Parliamentary Committees in the Policy Process
An international collaboration organized by the Research Committee 08 – Legislative Specialists (RCLS/ RC08) of the International Political Science Association (IPSA).
Parliamentary Committees are often seen as the central place where policy is made in modern democracies. They do exist in almost all parliaments today, in democratic and non-democratic systems, in parliamentary and presidential democracies. Political science has provided very useful comparative studies on the formal settings of committees in Western democracies, but some of them need to be updated after a few decades have passed. There has also been some investigation on committee assignment and its determinants more recently. However, what exactly is going on inside committees has not been studied very much, not the least because committees traditionally have held their sessions closed to the public in many parliaments and thus data access has been difficult.
As a first step towards better understanding, a more explorative approach is necessary to figure out what goes on in committees, how it is related to institutional characteristics and what the current developments are.
The project aims to build on the existing research and go beyond it by following three goals:
- to update the studies of institutional indicators in order to reflect recent changes in formal procedures and informal practices,
- to extend the perspective beyond the walls of the parliamentary buildings and investigate the influence of parliamentary committees – and the actors within them – in the respective policy networks,
- to broaden the perspective beyond liberal democracies and include political systems in current or recent transition.

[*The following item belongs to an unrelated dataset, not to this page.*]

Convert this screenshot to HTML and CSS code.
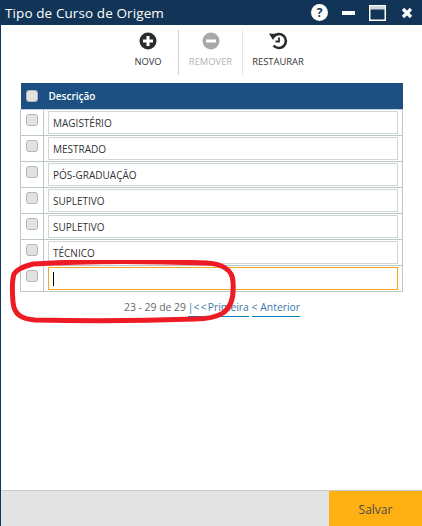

Contributors to this research project have developed and discussed a common research framework during and after a joint workshop held in Valencia, Spain, in October 2019. It combines a neo-institutional perspective with the catalogues of parliamentary functions and the research framework of the policy cycle.
The main objective of the project is to work out the role of parliamentary committees in policy making of various political systems through a detailed and thick description of country cases based on a common research framework. By investigating committees in numerous parliaments, it can lead to a better academic understanding, help to improve parliamentary communication and assist in parliamentary development efforts worldwide.
The first results were published in 2021 in Parliamentary Committees in the Policy Process edited by Hilmar Rommetvedt and Sven T. Siefken and published by Routledge.